Buying Local: Patriotic, Practical or Provincial?
We’ll lay the topic of eggs aside for now; an interesting question has come up on an academic food forum I browse, and I think it’s worth discussing.
“Has anyone looked at the ways in which the rapid rise in pro-local-foods TALK is a function of provincialism, ‘America First-ism’ and plain old xenophobia? [That] local foods talk is appealing because it allows one to be provincial and get ‘good karma’ for it?”
1. I don’t believe that buying much of what gets imported, unless it’s a luxury item like unpasteurized farmhouse cheese or boutique vinegar, is actually helping a small farmer (with some exceptions like well-regulated coffee cooperatives, etc.) Admittedly, a big reason I like buying local is to feed my fantasy of keeping the family farm to integral to our cultural and physical landscapes, a reverie that probably has to do with my having been uselessly raised in incredibly urban Miami.
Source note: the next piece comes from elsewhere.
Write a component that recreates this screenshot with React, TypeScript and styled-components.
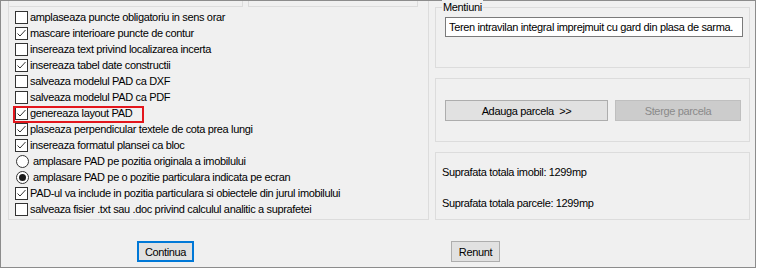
import styled, { createGlobalStyle } from 'styled-components';

const GlobalStyle = createGlobalStyle`
  body {
    margin: 0;
    background: #ffffff;
    font-family: "Liberation Sans", Arial, sans-serif;
    font-size: 11px;
    letter-spacing: -0.35px;
    color: #000;
  }
`;

const Window = styled.div`
  width: 756px;
  height: 268px;
  box-sizing: border-box;
  border: 1px solid #8c8c8c;
  background: #f0f0f0;
  display: flex;
  flex-direction: column;
`;

const Main = styled.div`
  display: flex;
  gap: 6px;
  padding-left: 7px;
`;

const OptionsGroup = styled.div`
  width: 421px;
  height: 219px;
  box-sizing: border-box;
  border: 1px solid #dcdcdc;
  border-top: none;
  display: flex;
  flex-direction: column;
`;

const TopStrip = styled.div`
  display: flex;
  gap: 5px;
  height: 6px;
  margin-bottom: 2px;
`;

const StubBox = styled.div<{ $width: number; $first?: boolean }>`
  width: ${(p) => p.$width}px;
  box-sizing: border-box;
  border: 1px solid #dcdcdc;
  border-top: none;
  border-left-color: ${(p) => (p.$first ? 'transparent' : '#dcdcdc')};
`;

const OptionList = styled.div`
  display: flex;
  flex-direction: column;
  padding-left: 6px;
`;

const Row = styled.label`
  position: relative;
  display: flex;
  align-items: center;
  height: 16px;
  line-height: 16px;
  white-space: nowrap;
`;

const Box = styled.span`
  width: 13px;
  height: 13px;
  box-sizing: border-box;
  border: 1px solid #333333;
  background: #ffffff;
  margin-right: 2px;
  display: flex;
  align-items: center;
  justify-content: center;
  flex: none;
`;

const Radio = styled.span<{ $on: boolean }>`
  width: 13px;
  height: 13px;
  box-sizing: border-box;
  border: 1px solid #333333;
  border-radius: 50%;
  background: #ffffff;
  margin-left: 1px;
  margin-right: 4px;
  display: flex;
  align-items: center;
  justify-content: center;
  flex: none;
  &::after {
    content: '';
    width: 7px;
    height: 7px;
    border-radius: 50%;
    background: ${(p) => (p.$on ? '#1a1a1a' : 'transparent')};
  }
`;

const Highlight = styled.span`
  position: absolute;
  left: -2px;
  top: 1px;
  width: 131px;
  height: 17px;
  box-sizing: border-box;
  border: 2px solid #e3161c;
  pointer-events: none;
`;

const Side = styled.div`
  width: 315px;
  display: flex;
  flex-direction: column;
  padding-top: 6px;
`;

const Group = styled.div<{ $height: number; $gap?: number }>`
  position: relative;
  height: ${(p) => p.$height}px;
  box-sizing: border-box;
  border: 1px solid #dcdcdc;
  margin-bottom: ${(p) => p.$gap ?? 0}px;
`;

const Legend = styled.span`
  position: absolute;
  top: -8px;
  left: 6px;
  padding: 0 1px;
  line-height: 14px;
  background: #f0f0f0;
`;

const NoteField = styled.input`
  display: block;
  margin: 9px 0 0 9px;
  width: 298px;
  height: 20px;
  box-sizing: border-box;
  border: 1px solid #7a7a7a;
  background: #ffffff;
  padding: 0 3px;
  font-family: inherit;
  font-size: 11px;
  letter-spacing: inherit;
  color: #000;
  outline: none;
`;

const ButtonRow = styled.div`
  display: flex;
  gap: 7px;
  padding: 21px 0 0 9px;
`;

const Button = styled.button<{ $width: number; $disabled?: boolean; $default?: boolean }>`
  width: ${(p) => p.$width}px;
  height: 21px;
  box-sizing: border-box;
  padding: 0;
  font-family: inherit;
  font-size: 11px;
  letter-spacing: inherit;
  color: ${(p) => (p.$disabled ? '#8a8a8a' : '#000')};
  background: ${(p) => (p.$disabled ? '#cccccc' : '#e1e1e1')};
  border: 1px solid ${(p) => (p.$default ? '#0078d7' : p.$disabled ? '#bfbfbf' : '#adadad')};
  box-shadow: ${(p) => (p.$default ? 'inset 0 0 0 1px #0078d7' : 'none')};
`;

const InfoLines = styled.div`
  display: flex;
  flex-direction: column;
  gap: 15px;
  padding: 11px 0 0 6px;
  line-height: 16px;
`;

const Footer = styled.div`
  display: flex;
  padding-top: 21px;
`;

const FooterButton = styled(Button)<{ $left: number }>`
  margin-left: ${(p) => p.$left}px;
`;

const Check = () => (
  <svg width="11" height="11" viewBox="0 0 11 11">
    <path d="M1.5 5.5 L4 8 L9.5 2" fill="none" stroke="#333" strokeWidth="1" />
  </svg>
);

type Opt = { text: string; kind: 'check' | 'radio'; on: boolean; mark?: boolean };

const options: Opt[] = [
  { text: 'amplaseaza puncte obligatoriu in sens orar', kind: 'check', on: false },
  { text: 'mascare interioare puncte de contur', kind: 'check', on: true },
  { text: 'insereaza text privind localizarea incerta', kind: 'check', on: false },
  { text: 'insereaza tabel date constructii', kind: 'check', on: true },
  { text: 'salveaza modelul PAD ca DXF', kind: 'check', on: false },
  { text: 'salveaza modelul PAD ca PDF', kind: 'check', on: false },
  { text: 'genereaza layout PAD', kind: 'check', on: true, mark: true },
  { text: 'plaseaza perpendicular textele de cota prea lungi', kind: 'check', on: true },
  { text: 'insereaza formatul plansei ca bloc', kind: 'check', on: true },
  { text: 'amplasare PAD pe pozitia originala a imobilului', kind: 'radio', on: false },
  { text: 'amplasare PAD pe o pozitie particulara indicata pe ecran', kind: 'radio', on: true },
  { text: 'PAD-ul va include in pozitia particulara si obiectele din jurul imobilului', kind: 'check', on: true },
  { text: 'salveaza fisier .txt sau .doc privind calculul analitic a suprafetei', kind: 'check', on: false },
];

const App = () => {
  return (
    <>
      <GlobalStyle />
      <Window>
        <Main>
          <OptionsGroup>
            <TopStrip>
              <StubBox $width={234} $first />
              <StubBox $width={170} />
            </TopStrip>
            <OptionList>
              {options.map((o) => (
                <Row key={o.text}>
                  {o.kind === 'check' ? <Box>{o.on && <Check />}</Box> : <Radio $on={o.on} />}
                  {o.text}
                  {o.mark && <Highlight />}
                </Row>
              ))}
            </OptionList>
          </OptionsGroup>
          <Side>
            <Group $height={61} $gap={10}>
              <Legend>Mentiuni</Legend>
              <NoteField readOnly value="Teren intravilan integral imprejmuit cu gard din plasa de sarma." />
            </Group>
            <Group $height={64} $gap={10}>
              <ButtonRow>
                <Button $width={163}>Adauga parcela&nbsp;&nbsp;&gt;&gt;</Button>
                <Button $width={126} $disabled>Sterge parcela</Button>
              </ButtonRow>
            </Group>
            <Group $height={68}>
              <InfoLines>
                <span>Suprafata totala imobil: 1299mp</span>
                <span>Suprafata totala parcele: 1299mp</span>
              </InfoLines>
            </Group>
          </Side>
        </Main>
        <Footer>
          <FooterButton $left={136} $width={57} $default>Continua</FooterButton>
          <FooterButton $left={257} $width={49}>Renunt</FooterButton>
        </Footer>
      </Window>
    </>
  );
};

export default App;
But as we’ve discussed before, the image of that little red barn so often gets co-opted and spun in order to sell something that actually comes from a big red warehouse or, uh, feedlot, and there’s nothing worse than learning you’ve been suckered. If I’m buying from a local farmer (say, at the farmer’s market), chances are likelier that my information comes uncut. Remember the egg debacle of the last few posts? It was Mr. Egg Farmer’s phone call that got facts sorted from fiction, and he probably wouldn’t have called me back were he a Costa Rican conglomerate.
2. Yes, I’ve heard the Economist and its ilk argue that “a mile travelled by a large truck full of groceries is not the same as a mile travelled by a sport-utility vehicle carrying a bag of salad,” and that in the wintertime, trucked-in Spanish tomatoes take less energy to deliver to London than heated-greenhouse-grown British tomatoes. Still, helping rural economies avoid collapse is important to me, and I believe in the nutritional and sensual benefits of foods that haven’t undergone too much trauma between soil and table. I just got off a twelve-hour flight—if I feel this depleted, imagine the Ethiopian string beans!
What have I forgotten? Why do you buy local?
Nathalie Jordi's appetites keep her bouncing between between County Cork, New York, London and the French Alps. When not slinging curd or interviewing farmers, she writes for Travel&Leisure, Conde Nast Traveler, Gastronomica, and her blog at www.autobiogeography.com. Her dreams of a life spent baking, drinking margaritas, and sitting in the sun are gathering steam during her current stint as a waitress in New York City.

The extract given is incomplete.